The closest one for me was architect. But I did notice in some of their marketing materials for their consulting services the QF people talk about "World Designers", who have the fantasy and design motivations that are my strongest, and is described as "almost entirely women in their mid 20s." So that's... good to know, I guess.
I looked at the same PDF and they happened to give a profile of skirmishers (no such luck for slayers):
You're breaking my heart here. :( But I'm guessing "slayer" came up for you because you're more likely than the skirmishers to value story.

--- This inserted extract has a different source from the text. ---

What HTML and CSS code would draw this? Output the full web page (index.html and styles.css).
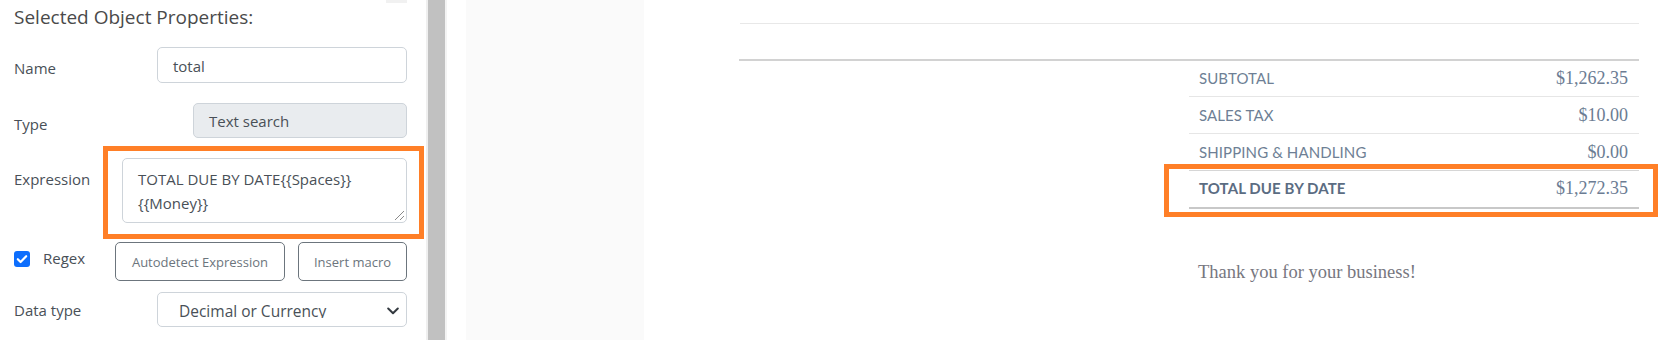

It says you are unlikely to enjoy Dragon Age, Portal, Crusader Kings, The Sims, The Witcher, Cities: Skylines, Fallout 3, Knights of the Old Republic, and for some reason Tetris. Do you happen to enjoy Halo, Apex Legends, Cuphead, DOOM, Cuphead, or PUBG?
I do like the odd RPG here and there, and I would like to play more, but I do find it hard to stick with some of those kinds of games for some reason. I must have like a half-dozen RPGs that I've picked up and never finished. I promise I love world-building and characters! I just don't consume every game that focuses on that, I guess.
I do like action games, but out of the ones you've listed, I've only really played Doom and Halo. My tastes tend towards more of the older generations of games of that ilk.